Though 2011 Princeton graduates had an average debt per borrower of $5,225, the university had the highest default rate among the Ivies for fiscal year 2011 at 2.3 percent.

The University’s default rate is lower than the national rate of 13.7 percent and the statewide rate of 10.4 percent. Rhode Island has the tenth lowest three-year default rate in the nation, according to Noel Simpson, deputy director and chief financial and compliance officer at the Rhode Island Student Loan Authority, a nonprofit state organization.

The three-year cohort default rate at Johnson and Wales University was the highest in the state for fiscal year 2011 at 11 percent.

Lynn Robinson, executive director of student services at JWU, said they are “working towards a 3 percent reduction” in the three-year cohort default rate for fiscal year 2012.

“If you have a low default rate, it doesn’t necessarily mean everything is perfect,” said Ben Miller ’07, senior policy analyst at New America —  a nonprofit, nonpartisan organization that clarifies complex policy ideas and trends. A borrower can make occasional payments and avoid defaulting and still not be on track to pay back a loan in the appropriate amount of time, he said.

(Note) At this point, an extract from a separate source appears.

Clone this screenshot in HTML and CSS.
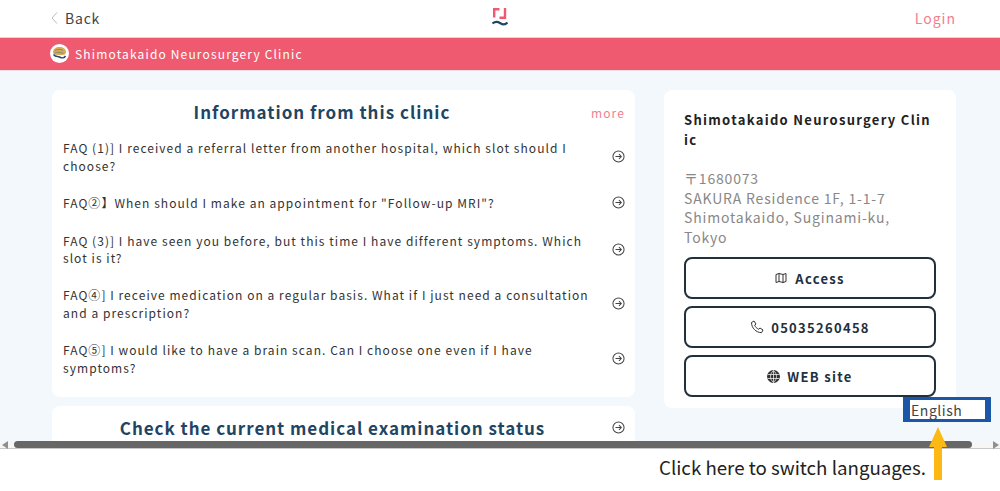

Miller said the default rate has a stronger correlation with graduation rates than the average amount of debt per borrower.

“It’s less about the absolute amount of money you owe and more about how much money you owe relative to how much money you’re making,” Miller said, adding that “someone who graduates college owing $25,000 but makes $35,000 is probably in better shape than someone who borrows $10,000 and goes into a job where they make $15,000 a year.”

According to the most recently released national data, of students who matriculated in fall of 2003 and defaulted by 2009, 63 percent had dropped out without finishing a program, Miller said.

“The schools that we perceive as the best and most elite tend to have very low default rates,” he said.

The overall graduation rate for Brown students who began their studies in the fall of 2007 was 95 percent, according to data released by the National Center for Education Statistics. The graduation rate for JWU students during that same year was 58 percent. Overall graduation rates for Penn were 96 percent for the class of 2011.

This year, the Financial Aid Office is expanding to provide students with better resources, Tilton said. “We’ve been trying to get more and more students involved,” he said, citing new information sessions available to student groups and organizations.

Both the Financial Aid Office and the Office for Student Loans have added one student to their staff, Tilton said. In cooperation with these student representatives, Tilton said he hopes to improve the financial aid website to make it more accessible to students.

Munashe Shumba ’11 said that he is grateful for his “very positive experience” with the Financial Aid Office, but he also said that “as far as managing my own finances, I think I got a lot more out of another course I took after I graduated.”

There are three Rhode Island Student Loan Authority college centers that provide financial literacy classes to students and parents statewide, said Simpson.

“We really pride ourselves in our ability to save parents and students money from borrowing, if they have to borrow,” he said. JWU has worked with RISLA since 2009 on counseling students on repayment and financial literacy, Robinson said.

 

A previous version of this article incorrectly stated that Penn has an all-grant, loan program. In fact, it has an all-grant, no-loan policy. The Herald regrets the error.